When photographing in an environment, the Depth of Field will affect how the texture shows. Here are some tips to help texture beginners.
Shallow Depth of Field
I’m often asked how I cut out my flowers from the background for texture usage. What I eventually came to realize is that sometimes when texture beginners see an image like the one above, they imagine that I have selected the flower and pasted it onto the texture background. Actually, I rarely ever make a complete selection of a flower and then use a texture as a back drop. Normally, the texture is placed above the image and then a blending mode is chosen that allows the texture to blend with the image. When there is very little background detail in the photograph — either through depth of field or photographing against a backdrop—then the texture shows up more because it’s not competing with the background.
The Original Photograph
- Canon 7D
- Canon 60 mm macro lens
- ISO: 250, 1/1000 sec, f/3.2
- Note: the photograph is a little darker than normal as the texture will lighten it.
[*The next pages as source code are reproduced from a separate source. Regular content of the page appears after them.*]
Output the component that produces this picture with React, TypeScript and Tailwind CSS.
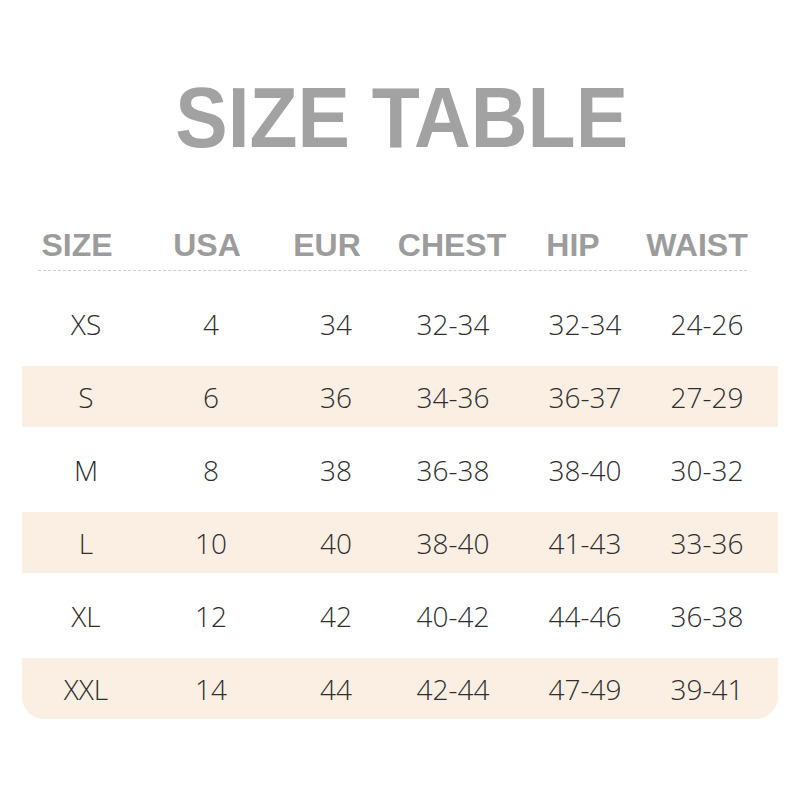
const headers = ["SIZE", "USA", "EUR", "CHEST", "HIP", "WAIST"];

const rows = [
  ["XS", "4", "34", "32-34", "32-34", "24-26"],
  ["S", "6", "36", "34-36", "36-37", "27-29"],
  ["M", "8", "38", "36-38", "38-40", "30-32"],
  ["L", "10", "40", "38-40", "41-43", "33-36"],
  ["XL", "12", "42", "40-42", "44-46", "36-38"],
  ["XXL", "14", "44", "42-44", "47-49", "39-41"],
];

const cols = "grid grid-cols-[128px_122px_128px_106px_158px_86px]";

// header labels sit a little left of the column values
const headerShift = ["pr-[18px]", "pr-[8px]", "pr-[18px]", "pr-[2px]", "pr-[24px]", "pr-[20px]"];

export default function App() {
  return (
    <div className="w-[800px] h-[800px] bg-white overflow-hidden">
      <div className="mt-[75px] flex justify-center">
        <h1 className="pl-[3px] text-[85px] leading-none font-bold text-[#a2a2a2] font-['Liberation_Sans',Arial,sans-serif] scale-x-[0.925]">
          SIZE TABLE
        </h1>
      </div>

      <div className="mt-[69px] mx-[22px]">
        <div className={`${cols} text-[32px] leading-none font-bold text-[#9c9c9c] font-['Liberation_Sans',Arial,sans-serif]`}>
          {headers.map((h, i) => (
            <div key={h} className={`flex justify-center ${headerShift[i]}`}>
              <span className="whitespace-nowrap">{h}</span>
            </div>
          ))}
        </div>
        <div className="mt-[9px] ml-[16px] w-[709px] border-t border-dashed border-[#cfcfcf]" />

        <div className="mt-[22px] flex flex-col gap-[12px] font-['Open_Sans',sans-serif] font-light text-[28px] text-[#2e2e2e]">
          {rows.map((r, i) => (
            <div
              key={r[0]}
              className={`${cols} h-[61px] items-center ${
                i % 2 === 1 ? "bg-[#fbefe4]" : ""
              } ${i === rows.length - 1 ? "rounded-b-[22px]" : ""}`}
            >
              {r.map((c, j) => (
                <div key={j} className="flex justify-center">
                  <span className="whitespace-nowrap">{c}</span>
                </div>
              ))}
            </div>
          ))}
        </div>
      </div>
    </div>
  );
}
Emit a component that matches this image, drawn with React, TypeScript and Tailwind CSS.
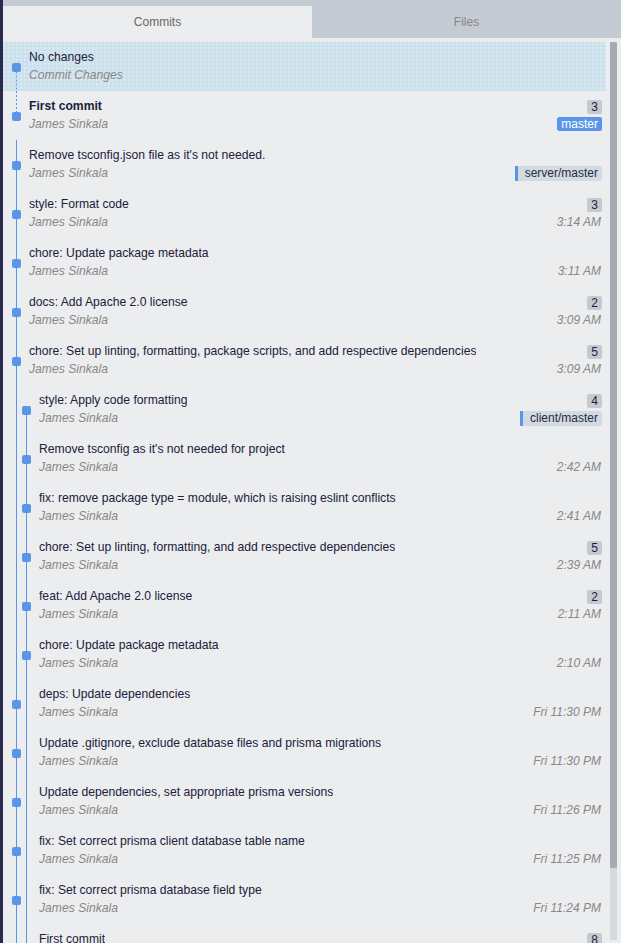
import React from 'react';

type Seg = { lane: number; from: 'top' | 'dot'; to: 'bottom' | 'dot'; dashed?: boolean };

interface Commit {
  title: string;
  author: string;
  lanes: number;
  dot: number;
  segs: Seg[];
  count?: number;
  time?: string;
  branch?: { name: string; kind: 'local' | 'remote' };
  bold?: boolean;
  selected?: boolean;
}

const full = (lane: number): Seg => ({ lane, from: 'top', to: 'bottom' });

const commits: Commit[] = [
  { title: 'No changes', author: 'Commit Changes', lanes: 1, dot: 0, segs: [{ lane: 0, from: 'dot', to: 'bottom', dashed: true }], selected: true },
  { title: 'First commit', author: 'James Sinkala', lanes: 1, dot: 0, segs: [{ lane: 0, from: 'top', to: 'dot', dashed: true }], count: 3, branch: { name: 'master', kind: 'local' }, bold: true },
  { title: "Remove tsconfig.json file as it's not needed.", author: 'James Sinkala', lanes: 1, dot: 0, segs: [full(0)], branch: { name: 'server/master', kind: 'remote' } },
  { title: 'style: Format code', author: 'James Sinkala', lanes: 1, dot: 0, segs: [full(0)], count: 3, time: '3:14 AM' },
  { title: 'chore: Update package metadata', author: 'James Sinkala', lanes: 1, dot: 0, segs: [full(0)], time: '3:11 AM' },
  { title: 'docs: Add Apache 2.0 license', author: 'James Sinkala', lanes: 1, dot: 0, segs: [full(0)], count: 2, time: '3:09 AM' },
  { title: 'chore: Set up linting, formatting, package scripts, and add respective dependencies', author: 'James Sinkala', lanes: 1, dot: 0, segs: [full(0)], count: 5, time: '3:09 AM' },
  { title: 'style: Apply code formatting', author: 'James Sinkala', lanes: 2, dot: 1, segs: [full(0), { lane: 1, from: 'dot', to: 'bottom' }], count: 4, branch: { name: 'client/master', kind: 'remote' } },
  { title: "Remove tsconfig as it's not needed for project", author: 'James Sinkala', lanes: 2, dot: 1, segs: [full(0), full(1)], time: '2:42 AM' },
  { title: 'fix: remove package type = module, which is raising eslint conflicts', author: 'James Sinkala', lanes: 2, dot: 1, segs: [full(0), full(1)], time: '2:41 AM' },
  { title: 'chore: Set up linting, formatting, and add respective dependencies', author: 'James Sinkala', lanes: 2, dot: 1, segs: [full(0), full(1)], count: 5, time: '2:39 AM' },
  { title: 'feat: Add Apache 2.0 license', author: 'James Sinkala', lanes: 2, dot: 1, segs: [full(0), full(1)], count: 2, time: '2:11 AM' },
  { title: 'chore: Update package metadata', author: 'James Sinkala', lanes: 2, dot: 1, segs: [full(0), full(1)], time: '2:10 AM' },
  { title: 'deps: Update dependencies', author: 'James Sinkala', lanes: 2, dot: 0, segs: [full(0), full(1)], time: 'Fri 11:30 PM' },
  { title: 'Update .gitignore, exclude database files and prisma migrations', author: 'James Sinkala', lanes: 2, dot: 0, segs: [full(0), full(1)], time: 'Fri 11:30 PM' },
  { title: 'Update dependencies, set appropriate prisma versions', author: 'James Sinkala', lanes: 2, dot: 0, segs: [full(0), full(1)], time: 'Fri 11:26 PM' },
  { title: 'fix: Set correct prisma client database table name', author: 'James Sinkala', lanes: 2, dot: 0, segs: [full(0), full(1)], time: 'Fri 11:25 PM' },
  { title: 'fix: Set correct prisma database field type', author: 'James Sinkala', lanes: 2, dot: 0, segs: [full(0), full(1)], time: 'Fri 11:24 PM' },
  { title: 'First commit', author: 'James Sinkala', lanes: 2, dot: 0, segs: [{ lane: 0, from: 'top', to: 'dot' }, full(1)], count: 8 },
];

const BLUE = '#5b95e9';
const ROW_H = 49;
const DOT_Y = 21;

// commit graph lanes + node for a single row
function Graph({ c }: { c: Commit }) {
  const width = c.lanes === 1 ? 26 : 36;
  const laneX = (l: number) => 13.5 + l * 10;
  return (
    <svg width={width} height={ROW_H} className="shrink-0 block">
      {c.segs.map((s, i) => {
        const y1 = s.from === 'top' ? 0 : DOT_Y + 4.5;
        const y2 = s.to === 'bottom' ? ROW_H : DOT_Y + 4.5;
        return (
          <line
            key={i}
            x1={laneX(s.lane)}
            x2={laneX(s.lane)}
            y1={y1}
            y2={y2}
            stroke={BLUE}
            strokeWidth={1}
            strokeDasharray={s.dashed ? '2 2' : undefined}
          />
        );
      })}
      <rect x={laneX(c.dot) - 4.5} y={DOT_Y} width={9} height={9} rx={2} fill={BLUE} />
    </svg>
  );
}

function CommitRow({ c }: { c: Commit }) {
  return (
    <div
      className={`flex h-[49px] pr-[4px] ${
        c.selected
          ? 'bg-[#cde1ed] bg-[radial-gradient(circle,rgba(255,255,255,0.55)_0.6px,transparent_0.8px)] bg-[length:4px_4px]'
          : ''
      }`}
    >
      <Graph c={c} />
      <div className="flex-1 min-w-0 pt-[7px]">
        <div className="flex items-center justify-between h-[17px] gap-2">
          <span className={`truncate text-[12.15px] text-[#20203a] ${c.bold ? 'font-bold' : ''}`}>{c.title}</span>
          {c.count !== undefined && (
            <span className="shrink-0 h-[14px] leading-[14px] px-[4px] rounded-[2px] bg-[#c5cad1] text-[12px] text-[#1e1e36]">
              {c.count}
            </span>
          )}
        </div>
        <div className="flex items-center justify-between h-[18px] gap-2">
          <span className="truncate text-[12.15px] italic text-[#8a8784]">{c.author}</span>
          {c.time && <span className="shrink-0 text-[12px] italic text-[#8a8784] pr-[1px]">{c.time}</span>}
          {c.branch && c.branch.kind === 'local' && (
            <span className="shrink-0 h-[14px] leading-[14px] px-[4px] rounded-[2px] bg-[#5b95e9] text-[12px] text-white">
              {c.branch.name}
            </span>
          )}
          {c.branch && c.branch.kind === 'remote' && (
            <span className="shrink-0 h-[15px] leading-[15px] pl-[7px] pr-[4px] rounded-r-[2px] border-l-[3px] border-[#5b95e9] bg-[#d3dbe2] text-[12px] text-[#2a2a3a]">
              {c.branch.name}
            </span>
          )}
        </div>
      </div>
    </div>
  );
}

export default function App() {
  return (
    <div className="flex h-[943px] w-[621px] overflow-hidden bg-[#ebedef] font-['Liberation_Sans',Arial,sans-serif]">
      {/* left window edge */}
      <div className="w-[3px] shrink-0 bg-[#2a2a4e]" />

      <div className="flex flex-1 flex-col min-w-0">
        {/* Tabs */}
        <div className="flex bg-[#c4cbd2] pt-[6px]">
          <div className="flex-1 h-[32px] flex items-center justify-center bg-[#ebedef] text-[12px] text-[#6a6660]">
            Commits
          </div>
          <div className="flex-1 h-[32px] flex items-center justify-center text-[12px] text-[#8a8680]">Files</div>
        </div>

        {/* Commit list + scrollbar */}
        <div className="flex flex-1 min-h-0 pt-[4px]">
          <div className="flex-1 min-w-0 flex flex-col">
            {commits.map((c, i) => (
              <CommitRow key={i} c={c} />
            ))}
          </div>
          <div className="w-[15px] shrink-0 pl-[4px] pr-[4px] flex flex-col">
            <div className="h-[826px] w-[7px] rounded-[1px] bg-[#a4abb3]" />
            <div className="h-[72px] w-[7px] bg-[#d5d9dd]" />
          </div>
        </div>
      </div>
    </div>
  );
}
The shallow depth of field of f/3.2, the macro lens, and the background being fairly distant from the bud all contribute to make a background that is blurred.
This is a painted texture from the Spring Impasto Collection.
- Blend Mode: Soft light. When using an image with a colored or toned background, the Overlay or Soft Light blend modes for the texture usually work well.
- Opacity: 89%. Depending on the texture, the original, and the effect desired, the opacity needed can vary from 10% to 100%. Be sure to slide the opacity back and forth to determine what works best.
- Layer Mask: I only masked the texture slightly on the bud itself. See the Layer Mask in the Layer Panel below. I did no masking on the leaves or background.
- the texture is desaturated a bit and the contrast increased. When combining textures with a colored background, sometimes the combined colors of the texture and background can become over-saturated. Try de-saturating the texture a bit. Especially in the color channel closest to the background color. I desaturated the yellow channel more so that the yellow in the green was toned down. Sometimes taking the texture all the way to grayscale will work best.
The Layer Panel
Note how the layer mask has slight masking only on the peony bud itself. Using a photograph with the appropriate background for the effect you want is much easier and looks much better than trying to cut a flower out of a busy background. There are times you may choose to completely cover up the background, but it’s definitely easier to start with a simple background if that is the look you want. Especially if you want the texture to take over as the background.
There are times you may choose to completely cover up the background, but it’s definitely easier to start with a simple background if that is the look you want. Especially if you want the texture to take over as the background..
An Image With More Depth Of Field
Compare to this photograph of peony buds that has more depth of field. The texture, blend mode, and opacity are all identical to the peony bud above. Now, there is nothing wrong with more background showing. It’s just a different effect.
Try It Yourself
Photograph an object in an environment. Could be flowers in a garden or a person against an environmental background. Try photographing using different f-stops for different blurs.
Note: other things that will affect the background blur are:
- How close you are to the subject. The closer you are, the less depth of field. (More background blurring.)
- How far away the background is from the subject. The further the background from the subject, the more blurred it will be. So, for instance, if you photograph a person right up against a stone wall, the stone wall may be fairly sharp and have a lot of detail. If you have them step forward from the stone wall by say 10 feet, and you use a low-numbered f-stop, the background will be more blurred.
- Remember, low numbered f-stops like 3.2 will result in less depth of field than higher numbers such as f. 16.
- Tip: Take some tips from master floral photographer, Jacky Parker. If you need to get a flower further away from the background, you could clamp it to your tripod or move a potted plant around in front of other plants in the background.